→ TASK OBJECTIVE
In the entries below, count every line with the word "that". Return only the count.

────────────────────────────────────────

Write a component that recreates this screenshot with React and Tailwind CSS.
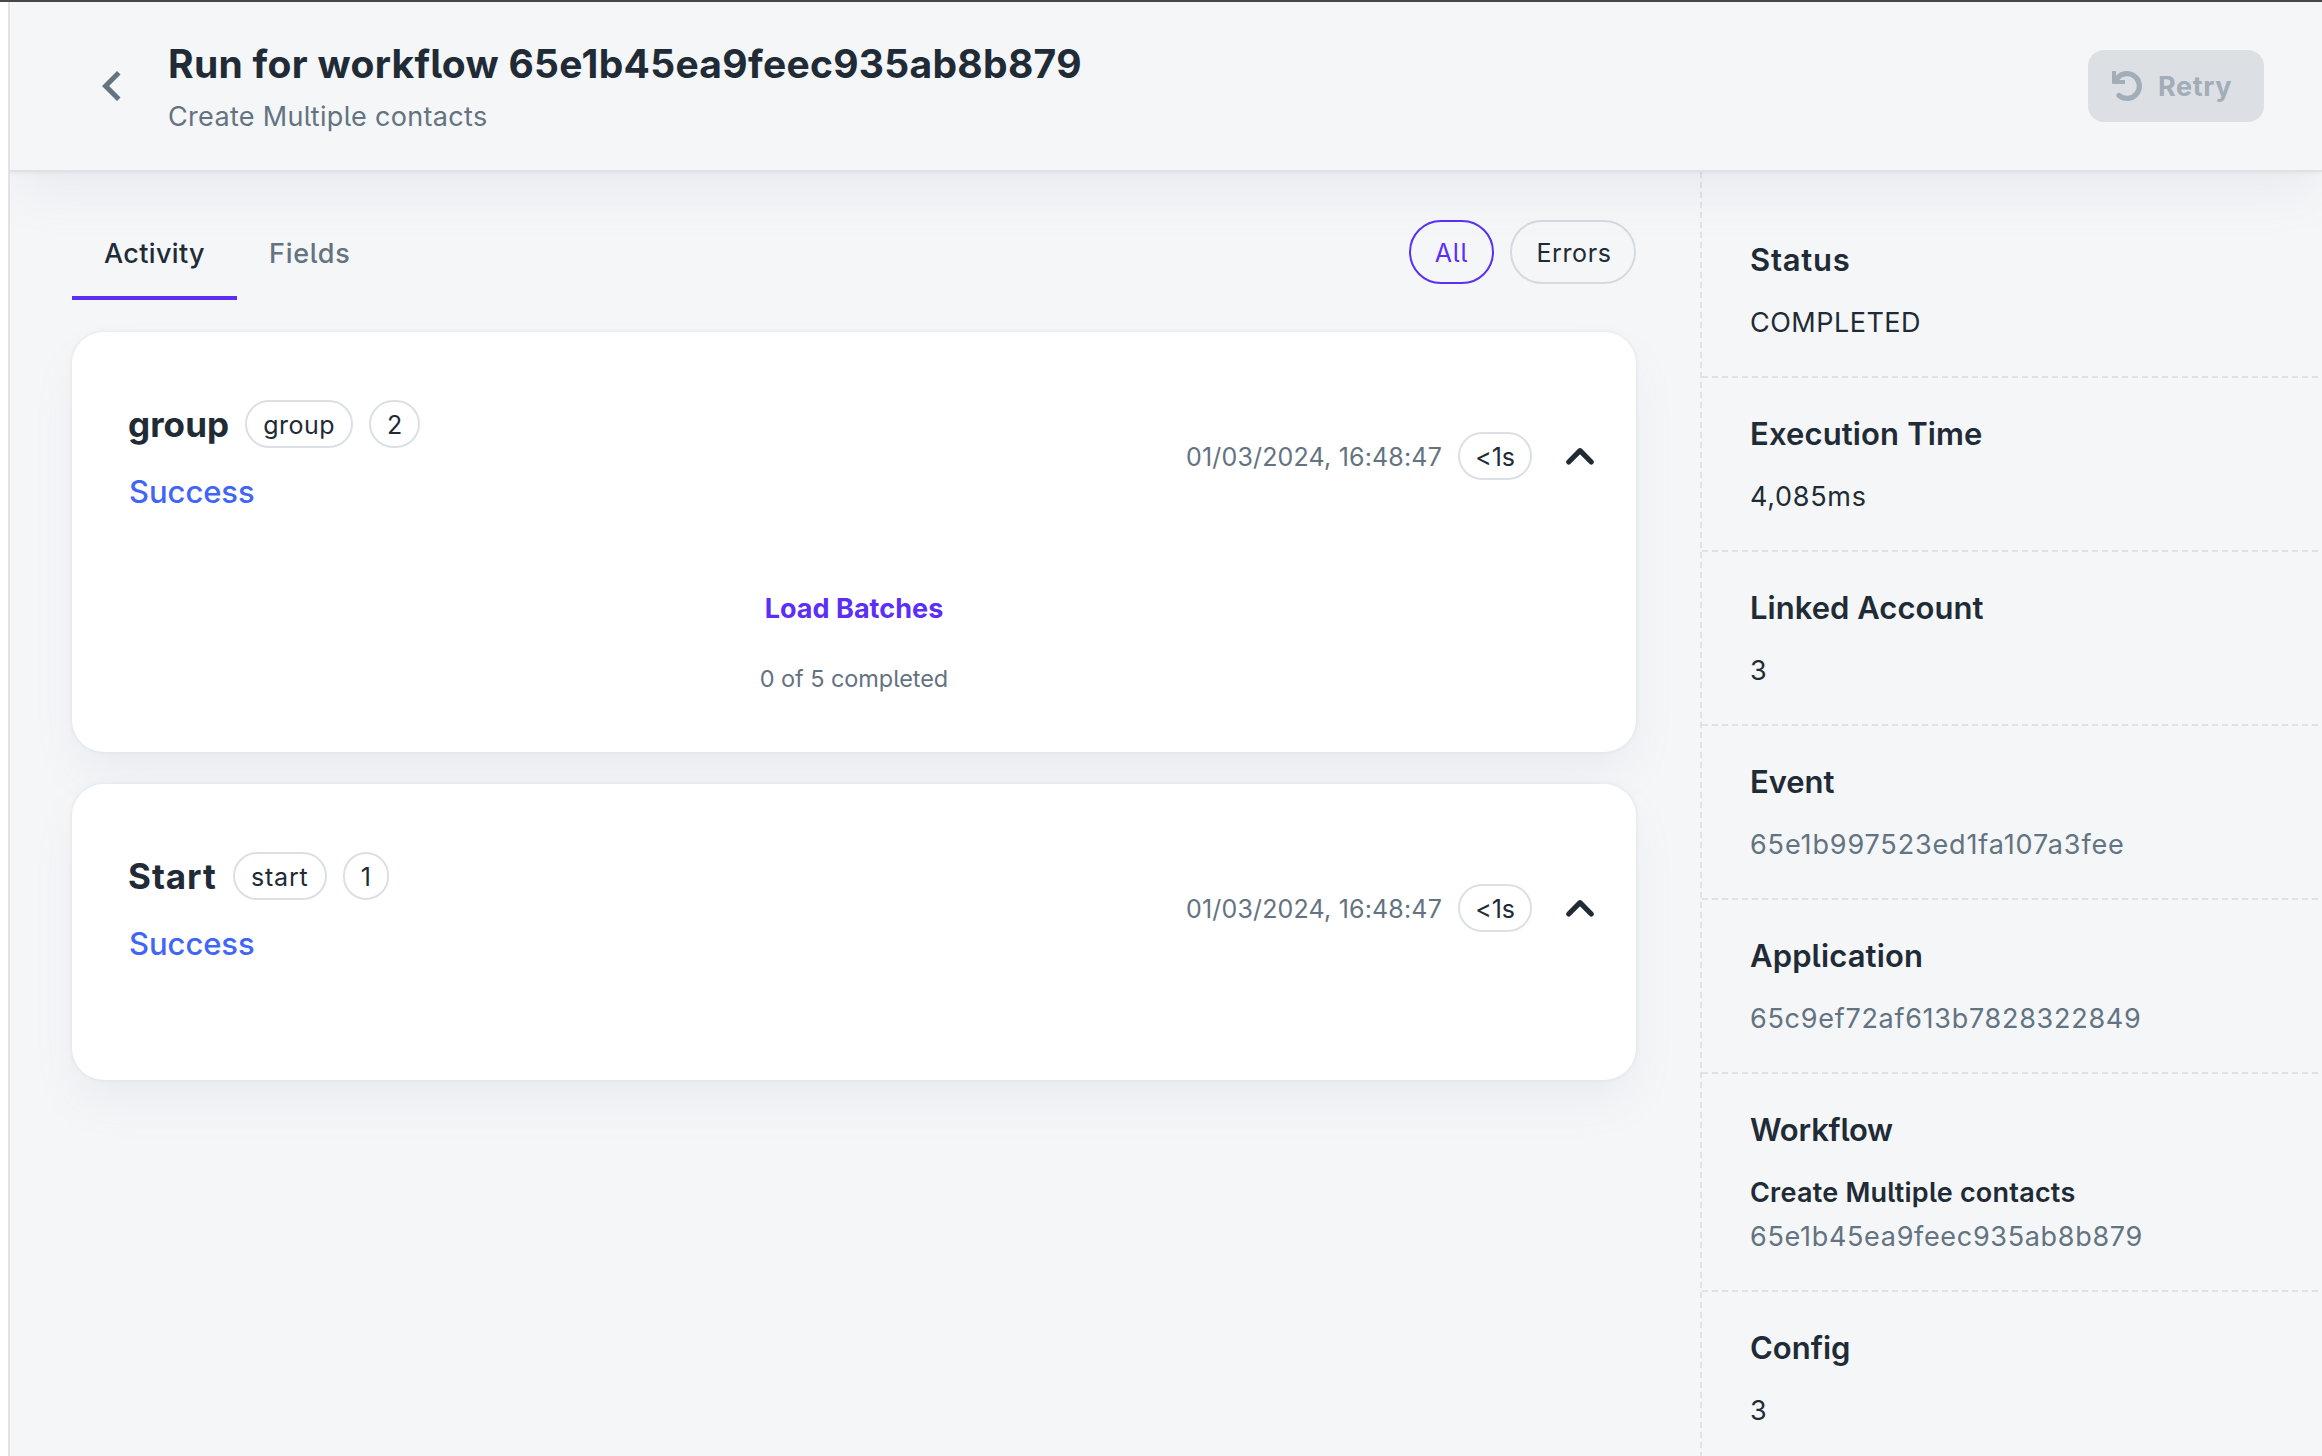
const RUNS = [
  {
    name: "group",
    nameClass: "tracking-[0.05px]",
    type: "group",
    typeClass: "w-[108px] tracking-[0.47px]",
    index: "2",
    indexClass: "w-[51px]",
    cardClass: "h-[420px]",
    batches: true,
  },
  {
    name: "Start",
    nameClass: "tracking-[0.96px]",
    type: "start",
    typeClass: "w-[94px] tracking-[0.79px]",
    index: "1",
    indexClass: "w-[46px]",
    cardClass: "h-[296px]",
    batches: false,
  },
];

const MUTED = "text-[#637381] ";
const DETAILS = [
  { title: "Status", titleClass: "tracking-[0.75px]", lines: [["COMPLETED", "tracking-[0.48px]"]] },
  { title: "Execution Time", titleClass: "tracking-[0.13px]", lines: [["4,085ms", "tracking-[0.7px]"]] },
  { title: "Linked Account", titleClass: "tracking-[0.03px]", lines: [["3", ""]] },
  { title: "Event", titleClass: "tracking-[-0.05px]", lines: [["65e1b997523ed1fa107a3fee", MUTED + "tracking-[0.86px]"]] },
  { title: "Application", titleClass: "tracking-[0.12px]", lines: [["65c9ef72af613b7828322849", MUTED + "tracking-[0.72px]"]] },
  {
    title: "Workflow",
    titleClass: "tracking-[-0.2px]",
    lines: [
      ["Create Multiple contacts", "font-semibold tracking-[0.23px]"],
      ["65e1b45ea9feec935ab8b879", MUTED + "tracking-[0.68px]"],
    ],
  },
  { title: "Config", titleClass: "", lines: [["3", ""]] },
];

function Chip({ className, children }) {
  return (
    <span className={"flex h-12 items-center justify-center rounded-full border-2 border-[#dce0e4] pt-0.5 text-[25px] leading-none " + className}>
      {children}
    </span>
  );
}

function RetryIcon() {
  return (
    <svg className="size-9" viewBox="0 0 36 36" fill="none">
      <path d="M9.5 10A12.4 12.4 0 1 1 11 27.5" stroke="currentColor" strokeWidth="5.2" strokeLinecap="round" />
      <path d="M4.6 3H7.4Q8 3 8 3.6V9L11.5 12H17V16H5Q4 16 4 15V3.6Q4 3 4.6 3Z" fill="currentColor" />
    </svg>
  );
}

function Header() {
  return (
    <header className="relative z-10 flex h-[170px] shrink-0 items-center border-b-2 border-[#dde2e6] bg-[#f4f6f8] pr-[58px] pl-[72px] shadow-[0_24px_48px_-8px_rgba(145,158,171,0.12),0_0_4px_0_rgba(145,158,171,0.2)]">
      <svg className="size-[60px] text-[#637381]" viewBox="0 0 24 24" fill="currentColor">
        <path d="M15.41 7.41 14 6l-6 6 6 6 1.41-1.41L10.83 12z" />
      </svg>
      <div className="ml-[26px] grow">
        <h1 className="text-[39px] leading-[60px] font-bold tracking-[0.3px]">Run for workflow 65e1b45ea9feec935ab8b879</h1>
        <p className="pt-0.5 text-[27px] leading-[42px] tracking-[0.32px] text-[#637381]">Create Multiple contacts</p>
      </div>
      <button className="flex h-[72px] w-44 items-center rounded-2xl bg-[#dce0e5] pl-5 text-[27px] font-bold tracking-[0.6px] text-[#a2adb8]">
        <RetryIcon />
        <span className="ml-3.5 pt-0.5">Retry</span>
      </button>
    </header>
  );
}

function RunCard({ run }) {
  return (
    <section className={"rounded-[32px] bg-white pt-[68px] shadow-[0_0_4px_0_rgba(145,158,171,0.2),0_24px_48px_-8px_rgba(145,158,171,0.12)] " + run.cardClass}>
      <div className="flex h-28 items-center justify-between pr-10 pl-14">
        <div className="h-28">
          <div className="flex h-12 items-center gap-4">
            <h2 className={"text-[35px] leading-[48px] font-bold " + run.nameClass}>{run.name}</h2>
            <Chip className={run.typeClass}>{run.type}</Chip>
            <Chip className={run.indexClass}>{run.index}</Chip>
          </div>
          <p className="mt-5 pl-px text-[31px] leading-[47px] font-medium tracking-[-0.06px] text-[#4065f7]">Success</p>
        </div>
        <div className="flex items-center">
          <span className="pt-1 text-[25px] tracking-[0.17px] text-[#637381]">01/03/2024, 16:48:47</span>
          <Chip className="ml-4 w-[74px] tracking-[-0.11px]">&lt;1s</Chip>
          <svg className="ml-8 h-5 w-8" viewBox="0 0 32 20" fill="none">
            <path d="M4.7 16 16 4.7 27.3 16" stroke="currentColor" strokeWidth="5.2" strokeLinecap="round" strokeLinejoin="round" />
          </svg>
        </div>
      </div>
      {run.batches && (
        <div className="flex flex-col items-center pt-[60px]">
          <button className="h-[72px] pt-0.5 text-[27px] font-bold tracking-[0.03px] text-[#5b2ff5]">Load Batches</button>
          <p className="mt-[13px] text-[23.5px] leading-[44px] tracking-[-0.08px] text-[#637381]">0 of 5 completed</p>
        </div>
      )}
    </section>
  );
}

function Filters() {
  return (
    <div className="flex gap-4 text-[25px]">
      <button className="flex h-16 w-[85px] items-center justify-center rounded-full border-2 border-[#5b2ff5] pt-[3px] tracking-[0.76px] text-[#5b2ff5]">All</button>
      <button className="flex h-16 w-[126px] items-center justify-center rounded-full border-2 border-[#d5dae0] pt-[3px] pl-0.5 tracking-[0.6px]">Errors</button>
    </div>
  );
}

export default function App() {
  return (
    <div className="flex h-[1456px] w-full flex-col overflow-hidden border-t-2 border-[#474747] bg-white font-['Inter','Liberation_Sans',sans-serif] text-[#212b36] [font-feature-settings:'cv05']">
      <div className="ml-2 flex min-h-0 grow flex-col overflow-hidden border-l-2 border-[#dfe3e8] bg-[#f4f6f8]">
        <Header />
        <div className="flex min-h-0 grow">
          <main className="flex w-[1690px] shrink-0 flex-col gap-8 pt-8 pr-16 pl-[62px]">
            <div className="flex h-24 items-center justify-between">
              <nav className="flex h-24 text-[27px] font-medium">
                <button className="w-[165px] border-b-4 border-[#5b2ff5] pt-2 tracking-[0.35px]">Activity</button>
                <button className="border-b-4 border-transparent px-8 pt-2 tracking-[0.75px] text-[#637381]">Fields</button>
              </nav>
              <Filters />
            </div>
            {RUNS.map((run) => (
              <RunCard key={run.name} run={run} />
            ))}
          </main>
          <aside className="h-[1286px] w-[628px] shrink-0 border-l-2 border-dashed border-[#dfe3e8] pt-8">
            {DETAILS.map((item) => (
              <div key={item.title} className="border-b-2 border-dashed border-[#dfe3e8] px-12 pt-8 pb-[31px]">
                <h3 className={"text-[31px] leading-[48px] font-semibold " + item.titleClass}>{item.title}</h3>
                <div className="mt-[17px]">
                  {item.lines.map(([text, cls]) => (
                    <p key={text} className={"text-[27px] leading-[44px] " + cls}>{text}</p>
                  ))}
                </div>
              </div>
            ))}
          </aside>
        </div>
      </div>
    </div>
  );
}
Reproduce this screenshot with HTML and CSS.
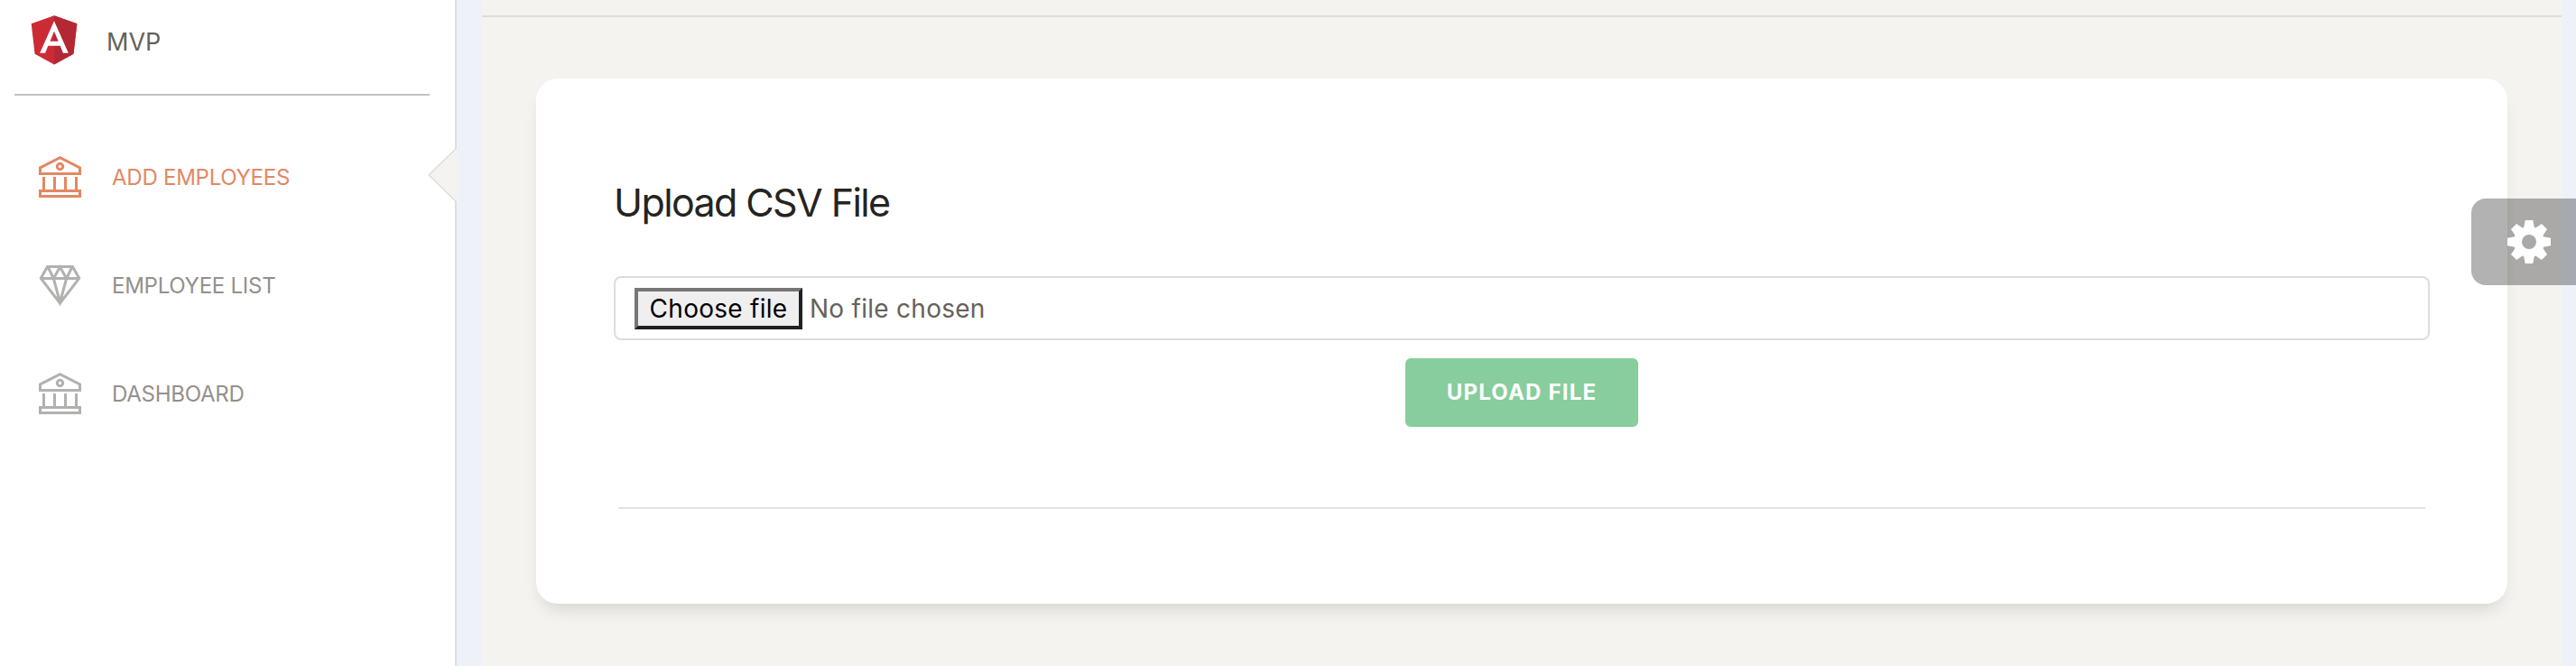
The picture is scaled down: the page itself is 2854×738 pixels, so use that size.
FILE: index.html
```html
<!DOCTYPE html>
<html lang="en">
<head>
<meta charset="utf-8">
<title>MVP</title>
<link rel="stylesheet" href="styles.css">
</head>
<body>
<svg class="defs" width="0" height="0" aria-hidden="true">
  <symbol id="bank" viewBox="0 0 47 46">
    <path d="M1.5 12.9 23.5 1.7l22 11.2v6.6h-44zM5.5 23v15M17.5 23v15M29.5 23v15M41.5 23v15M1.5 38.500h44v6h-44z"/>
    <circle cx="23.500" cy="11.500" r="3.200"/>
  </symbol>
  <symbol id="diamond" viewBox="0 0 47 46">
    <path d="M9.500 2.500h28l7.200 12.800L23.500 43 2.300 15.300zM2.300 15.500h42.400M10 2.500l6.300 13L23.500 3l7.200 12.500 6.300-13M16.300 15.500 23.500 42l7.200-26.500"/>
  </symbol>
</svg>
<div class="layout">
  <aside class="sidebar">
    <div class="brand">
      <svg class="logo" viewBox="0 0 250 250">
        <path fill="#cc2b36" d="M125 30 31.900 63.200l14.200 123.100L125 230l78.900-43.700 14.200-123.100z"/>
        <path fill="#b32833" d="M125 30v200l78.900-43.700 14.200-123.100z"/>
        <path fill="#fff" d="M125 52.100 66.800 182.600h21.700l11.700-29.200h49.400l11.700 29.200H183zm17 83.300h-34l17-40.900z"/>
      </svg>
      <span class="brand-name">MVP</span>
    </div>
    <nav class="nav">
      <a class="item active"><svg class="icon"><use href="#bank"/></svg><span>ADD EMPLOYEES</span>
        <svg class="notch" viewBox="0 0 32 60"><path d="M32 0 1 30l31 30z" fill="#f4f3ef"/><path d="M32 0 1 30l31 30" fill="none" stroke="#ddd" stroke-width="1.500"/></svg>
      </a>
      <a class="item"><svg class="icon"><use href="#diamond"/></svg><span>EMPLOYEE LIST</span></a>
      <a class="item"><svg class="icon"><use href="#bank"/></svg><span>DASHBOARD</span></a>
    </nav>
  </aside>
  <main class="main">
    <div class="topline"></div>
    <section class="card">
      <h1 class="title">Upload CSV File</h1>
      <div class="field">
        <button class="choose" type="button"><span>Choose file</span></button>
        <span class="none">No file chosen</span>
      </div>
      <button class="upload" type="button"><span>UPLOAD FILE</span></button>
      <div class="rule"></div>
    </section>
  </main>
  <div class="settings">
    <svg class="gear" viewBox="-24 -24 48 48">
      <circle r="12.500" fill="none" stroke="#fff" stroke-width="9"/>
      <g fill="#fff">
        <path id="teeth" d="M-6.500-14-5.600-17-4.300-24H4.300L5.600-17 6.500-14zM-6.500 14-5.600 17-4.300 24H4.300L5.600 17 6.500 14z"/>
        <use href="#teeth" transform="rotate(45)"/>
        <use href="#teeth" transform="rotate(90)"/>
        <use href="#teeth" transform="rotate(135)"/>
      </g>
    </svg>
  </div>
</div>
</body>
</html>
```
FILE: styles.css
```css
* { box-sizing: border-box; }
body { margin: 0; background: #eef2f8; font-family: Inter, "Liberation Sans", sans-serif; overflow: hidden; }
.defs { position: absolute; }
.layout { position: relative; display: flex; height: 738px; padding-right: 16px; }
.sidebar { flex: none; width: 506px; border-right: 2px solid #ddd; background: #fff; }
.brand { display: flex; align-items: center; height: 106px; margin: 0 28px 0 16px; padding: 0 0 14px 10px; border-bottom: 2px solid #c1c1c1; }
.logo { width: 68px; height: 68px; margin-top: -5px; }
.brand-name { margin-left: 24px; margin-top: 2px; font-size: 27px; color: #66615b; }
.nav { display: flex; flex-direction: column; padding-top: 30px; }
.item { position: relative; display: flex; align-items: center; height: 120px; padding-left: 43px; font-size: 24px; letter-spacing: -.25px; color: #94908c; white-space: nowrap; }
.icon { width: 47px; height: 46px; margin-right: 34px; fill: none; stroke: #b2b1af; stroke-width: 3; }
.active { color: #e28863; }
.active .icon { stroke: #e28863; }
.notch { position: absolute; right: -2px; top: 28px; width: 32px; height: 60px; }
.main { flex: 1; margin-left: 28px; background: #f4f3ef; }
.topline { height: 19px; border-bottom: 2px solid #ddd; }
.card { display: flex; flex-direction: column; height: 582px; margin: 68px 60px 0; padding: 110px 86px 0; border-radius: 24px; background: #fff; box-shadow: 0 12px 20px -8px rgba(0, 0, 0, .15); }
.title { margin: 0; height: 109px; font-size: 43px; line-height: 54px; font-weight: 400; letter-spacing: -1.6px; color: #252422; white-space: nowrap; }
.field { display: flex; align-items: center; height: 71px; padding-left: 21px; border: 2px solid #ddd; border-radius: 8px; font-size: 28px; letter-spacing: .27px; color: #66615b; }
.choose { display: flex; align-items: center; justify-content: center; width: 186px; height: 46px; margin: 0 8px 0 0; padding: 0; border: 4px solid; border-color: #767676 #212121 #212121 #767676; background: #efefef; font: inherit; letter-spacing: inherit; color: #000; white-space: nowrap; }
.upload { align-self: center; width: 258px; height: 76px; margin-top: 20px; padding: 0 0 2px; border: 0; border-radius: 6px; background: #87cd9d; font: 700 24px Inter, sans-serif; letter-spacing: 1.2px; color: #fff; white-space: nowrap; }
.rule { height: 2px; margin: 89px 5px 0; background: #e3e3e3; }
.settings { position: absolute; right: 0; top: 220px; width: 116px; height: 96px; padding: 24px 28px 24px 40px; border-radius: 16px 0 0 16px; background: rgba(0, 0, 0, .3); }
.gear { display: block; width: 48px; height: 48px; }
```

────────────────────────────────────────

→ ANSWER
2